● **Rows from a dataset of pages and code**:
━━━━

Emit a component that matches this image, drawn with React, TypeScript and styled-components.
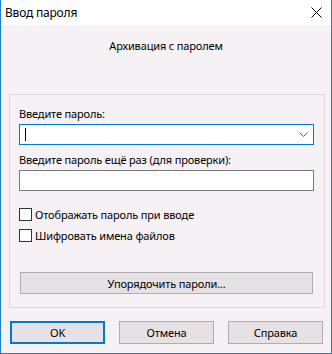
import styled, { createGlobalStyle } from 'styled-components';

const GlobalStyle = createGlobalStyle`
  html, body {
    margin: 0;
    padding: 0;
    background: #ffffff;
  }
  * {
    box-sizing: border-box;
  }
`;

const Window = styled.div`
  width: 332px;
  height: 354px;
  display: flex;
  flex-direction: column;
  border-left: 1px solid #1a7fd4;
  border-right: 1px solid #1a7fd4;
  border-bottom: 1px solid #1a7fd4;
  font-family: "Noto Sans", "Liberation Sans", sans-serif;
  font-size: 11px;
  letter-spacing: -0.15px;
  color: #000000;
`;

const TitleBar = styled.div`
  height: 25px;
  flex: none;
  display: flex;
  align-items: center;
  justify-content: space-between;
  background: #ffffff;
  padding-left: 4px;
  padding-right: 9px;
`;

const TitleText = styled.span`
  font-size: 12px;
  letter-spacing: -0.2px;
  line-height: 16px;
`;

const CloseIcon = styled.svg`
  display: block;
  width: 11px;
  height: 11px;
`;

const Body = styled.div`
  flex: 1;
  display: flex;
  flex-direction: column;
  background: #f5f1f5;
`;

const Heading = styled.div`
  margin-top: 13px;
  line-height: 16px;
  text-align: center;
`;

const GroupBox = styled.div`
  margin: 40px 0 0 8px;
  width: 316px;
  border: 1px solid #dcd8dc;
  padding: 11px 9px 13px 9px;
  display: flex;
  flex-direction: column;
`;

const FieldLabel = styled.label<{ $gapTop?: number }>`
  display: block;
  line-height: 16px;
  margin-top: ${p => p.$gapTop ?? 0}px;
  margin-bottom: 2px;
`;

const InputBox = styled.div<{ $focused?: boolean }>`
  width: 295px;
  height: 21px;
  background: #ffffff;
  border: 1px solid ${p => (p.$focused ? '#0078d7' : '#7a7a7a')};
  display: flex;
  align-items: center;
  justify-content: space-between;
  padding: 0 5px 0 5px;
`;

const Caret = styled.span`
  display: block;
  width: 1px;
  height: 13px;
  background: #000000;
`;

const Chevron = styled.svg`
  display: block;
  width: 9px;
  height: 5px;
`;

const CheckRow = styled.div<{ $gapTop: number }>`
  display: flex;
  align-items: center;
  height: 16px;
  margin-top: ${p => p.$gapTop}px;
`;

const CheckBox = styled.span`
  display: block;
  width: 13px;
  height: 13px;
  background: #ffffff;
  border: 1px solid #333333;
  margin-right: 3px;
`;

const WideButton = styled.div`
  margin: 29px 0 0 1px;
  width: 293px;
  height: 22px;
  background: #e5e1e5;
  border: 1px solid #adadad;
  display: flex;
  align-items: center;
  justify-content: center;
`;

const ButtonRow = styled.div`
  display: flex;
  gap: 14px;
  margin: 13px 0 0 9px;
`;

const DialogButton = styled.div<{ $primary?: boolean }>`
  width: 95px;
  height: 23px;
  background: #e5e1e5;
  border: ${p => (p.$primary ? '2px solid #0078d7' : '1px solid #adadad')};
  display: flex;
  align-items: center;
  justify-content: center;
`;

export default function App() {
  return (
    <>
      <GlobalStyle />
      <Window>
        <TitleBar>
          <TitleText>Ввод пароля</TitleText>
          <CloseIcon viewBox="0 0 11 11">
            <path d="M0.5 0.5 L10.5 10.5 M10.5 0.5 L0.5 10.5" stroke="#000" strokeWidth="1" fill="none" />
          </CloseIcon>
        </TitleBar>
        <Body>
          <Heading>Архивация с паролем</Heading>
          <GroupBox>
            <FieldLabel>Введите пароль:</FieldLabel>
            <InputBox $focused>
              <Caret />
              <Chevron viewBox="0 0 9 5">
                <path d="M0.5 0.5 L4.5 4.5 L8.5 0.5" stroke="#606060" strokeWidth="1" fill="none" />
              </Chevron>
            </InputBox>
            <FieldLabel $gapTop={7}>Введите пароль ещё раз (для проверки):</FieldLabel>
            <InputBox />
            <CheckRow $gapTop={15}>
              <CheckBox />
              Отображать пароль при вводе
            </CheckRow>
            <CheckRow $gapTop={5}>
              <CheckBox />
              Шифровать имена файлов
            </CheckRow>
            <WideButton>Упорядочить пароли...</WideButton>
          </GroupBox>
          <ButtonRow>
            <DialogButton $primary>OK</DialogButton>
            <DialogButton>Отмена</DialogButton>
            <DialogButton>Справка</DialogButton>
          </ButtonRow>
        </Body>
      </Window>
    </>
  );
}
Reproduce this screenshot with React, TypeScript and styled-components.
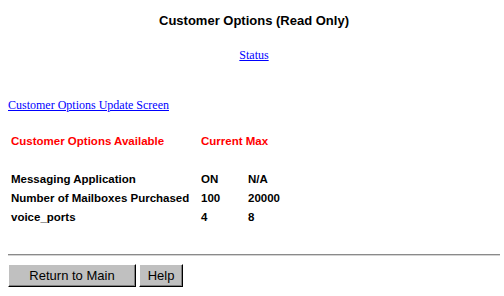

━━━━

● **TO BE DONE**: Print out the whole of the material word for word, without pictures.

● **EXERCISE RESPONSE**:
Emit a component that matches this image, drawn with React, TypeScript and styled-components.
import styled, { createGlobalStyle } from 'styled-components';

const GlobalStyle = createGlobalStyle`
  html, body {
    margin: 0;
    padding: 0;
    background: #ffffff;
  }
  * {
    box-sizing: border-box;
  }
`;

const Window = styled.div`
  width: 332px;
  height: 354px;
  display: flex;
  flex-direction: column;
  border-left: 1px solid #1a7fd4;
  border-right: 1px solid #1a7fd4;
  border-bottom: 1px solid #1a7fd4;
  font-family: "Noto Sans", "Liberation Sans", sans-serif;
  font-size: 11px;
  letter-spacing: -0.15px;
  color: #000000;
`;

const TitleBar = styled.div`
  height: 25px;
  flex: none;
  display: flex;
  align-items: center;
  justify-content: space-between;
  background: #ffffff;
  padding-left: 4px;
  padding-right: 9px;
`;

const TitleText = styled.span`
  font-size: 12px;
  letter-spacing: -0.2px;
  line-height: 16px;
`;

const CloseIcon = styled.svg`
  display: block;
  width: 11px;
  height: 11px;
`;

const Body = styled.div`
  flex: 1;
  display: flex;
  flex-direction: column;
  background: #f5f1f5;
`;

const Heading = styled.div`
  margin-top: 13px;
  line-height: 16px;
  text-align: center;
`;

const GroupBox = styled.div`
  margin: 40px 0 0 8px;
  width: 316px;
  border: 1px solid #dcd8dc;
  padding: 11px 9px 13px 9px;
  display: flex;
  flex-direction: column;
`;

const FieldLabel = styled.label<{ $gapTop?: number }>`
  display: block;
  line-height: 16px;
  margin-top: ${p => p.$gapTop ?? 0}px;
  margin-bottom: 2px;
`;

const InputBox = styled.div<{ $focused?: boolean }>`
  width: 295px;
  height: 21px;
  background: #ffffff;
  border: 1px solid ${p => (p.$focused ? '#0078d7' : '#7a7a7a')};
  display: flex;
  align-items: center;
  justify-content: space-between;
  padding: 0 5px 0 5px;
`;

const Caret = styled.span`
  display: block;
  width: 1px;
  height: 13px;
  background: #000000;
`;

const Chevron = styled.svg`
  display: block;
  width: 9px;
  height: 5px;
`;

const CheckRow = styled.div<{ $gapTop: number }>`
  display: flex;
  align-items: center;
  height: 16px;
  margin-top: ${p => p.$gapTop}px;
`;

const CheckBox = styled.span`
  display: block;
  width: 13px;
  height: 13px;
  background: #ffffff;
  border: 1px solid #333333;
  margin-right: 3px;
`;

const WideButton = styled.div`
  margin: 29px 0 0 1px;
  width: 293px;
  height: 22px;
  background: #e5e1e5;
  border: 1px solid #adadad;
  display: flex;
  align-items: center;
  justify-content: center;
`;

const ButtonRow = styled.div`
  display: flex;
  gap: 14px;
  margin: 13px 0 0 9px;
`;

const DialogButton = styled.div<{ $primary?: boolean }>`
  width: 95px;
  height: 23px;
  background: #e5e1e5;
  border: ${p => (p.$primary ? '2px solid #0078d7' : '1px solid #adadad')};
  display: flex;
  align-items: center;
  justify-content: center;
`;

export default function App() {
  return (
    <>
      <GlobalStyle />
      <Window>
        <TitleBar>
          <TitleText>Ввод пароля</TitleText>
          <CloseIcon viewBox="0 0 11 11">
            <path d="M0.5 0.5 L10.5 10.5 M10.5 0.5 L0.5 10.5" stroke="#000" strokeWidth="1" fill="none" />
          </CloseIcon>
        </TitleBar>
        <Body>
          <Heading>Архивация с паролем</Heading>
          <GroupBox>
            <FieldLabel>Введите пароль:</FieldLabel>
            <InputBox $focused>
              <Caret />
              <Chevron viewBox="0 0 9 5">
                <path d="M0.5 0.5 L4.5 4.5 L8.5 0.5" stroke="#606060" strokeWidth="1" fill="none" />
              </Chevron>
            </InputBox>
            <FieldLabel $gapTop={7}>Введите пароль ещё раз (для проверки):</FieldLabel>
            <InputBox />
            <CheckRow $gapTop={15}>
              <CheckBox />
              Отображать пароль при вводе
            </CheckRow>
            <CheckRow $gapTop={5}>
              <CheckBox />
              Шифровать имена файлов
            </CheckRow>
            <WideButton>Упорядочить пароли...</WideButton>
          </GroupBox>
          <ButtonRow>
            <DialogButton $primary>OK</DialogButton>
            <DialogButton>Отмена</DialogButton>
            <DialogButton>Справка</DialogButton>
          </ButtonRow>
        </Body>
      </Window>
    </>
  );
}
Reproduce this screenshot with React, TypeScript and styled-components.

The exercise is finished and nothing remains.